Invincible (November 18; 8 to 10 p.m.; TBS) is as much fun to look at as it is ludicrous to contemplate. Billy Zane stars as Os, a 2,000-year-old Shadowman, or fallen angel, who has seen the light as well as the terrible swift sword of the White Warrior, converts to a blissful wushu, and trains four "Elements" (Air, Fire, Water, Metal) to do martial-arts battle with forces of evil bent on opening a "vortex" to destroy our world. The rest is Crouching Buffy Meets Kung Fu.
In Love and War (November 18; 9 to 11 p.m.; CBS), an adaptation by Sir John Mortimer of Eric Newby's autobiography, recounts a World War II love affair in Occupied Italy between a British POW (Callum Blue) and a Slovenian anti-fascist's daughter (Barbora Bobulova) who bicycles to his rescue.

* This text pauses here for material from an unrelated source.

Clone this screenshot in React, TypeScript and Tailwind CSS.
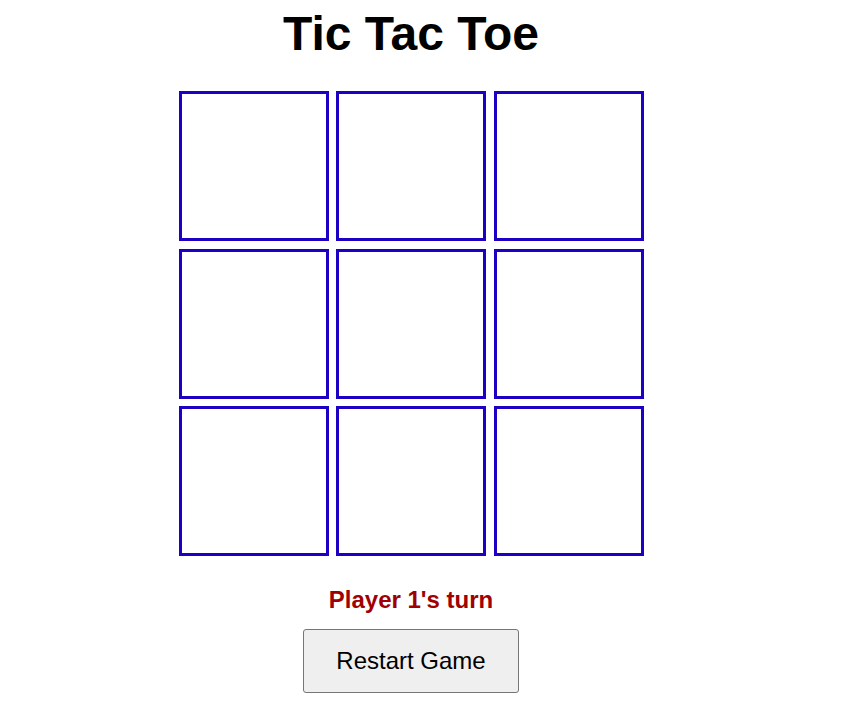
import React, { useState } from 'react';

const App: React.FC = () => {
    const [cells, setCells] = useState<string[]>(Array(9).fill(''));
    const [player, setPlayer] = useState(1);

    const play = (i: number) => {
        if (cells[i]) return;
        const next = [...cells];
        next[i] = player === 1 ? 'X' : 'O';
        setCells(next);
        setPlayer(player === 1 ? 2 : 1);
    };

    const restart = () => {
        setCells(Array(9).fill(''));
        setPlayer(1);
    };

    return (
        <div className="min-h-screen bg-white font-['Liberation_Sans',Arial,sans-serif] text-black">
            <div className="w-[822px] flex flex-col items-center">
                <h1 className="mt-[6px] mb-[30px] text-[48px] font-bold leading-[normal]">Tic Tac Toe</h1>
                <div className="grid grid-cols-[repeat(3,150px)] gap-x-[7.5px] gap-y-[7.5px]">
                    {cells.map((c, i) => (
                        <button
                            key={i}
                            onClick={() => play(i)}
                            className="w-[150px] h-[150px] border-[3px] border-[#1c00c4] bg-white flex items-center justify-center text-[64px] font-bold"
                        >
                            {c}
                        </button>
                    ))}
                </div>
                <p className="mt-[30px] text-[24px] font-bold leading-[normal] text-[#a00000]">Player {player}'s turn</p>
                <button
                    onClick={restart}
                    className="mt-[15px] w-[216px] h-[64px] flex items-center justify-center border border-[#767676] rounded-[3px] bg-[#efefef] text-[24px] leading-[normal]"
                >
                    Restart Game
                </button>
            </div>
        </div>
    );
};

export default App;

Italy looks sort of French Impressionist, the young lovers are equally handsome, and we are cheered to learn at the end that their real-life counterparts recently celebrated their fifty-fifth wedding anniversary.
The Nightclub Years (November 18; 9 to 11 p.m.; A&E) is a perfectly good excuse to hear Frank Sinatra, Sophie Tucker, Milton Berle, Lena Horne, and Dean Martin and Jerry Lewis, as the likes of Alan King and Barbara Walters sound-bite about what the Latin Quarter, Blue Angel, and the rest did to the livers and lungs of New Yorkers and Angelenos in the decades of scotch and smoke between vaudeville and television.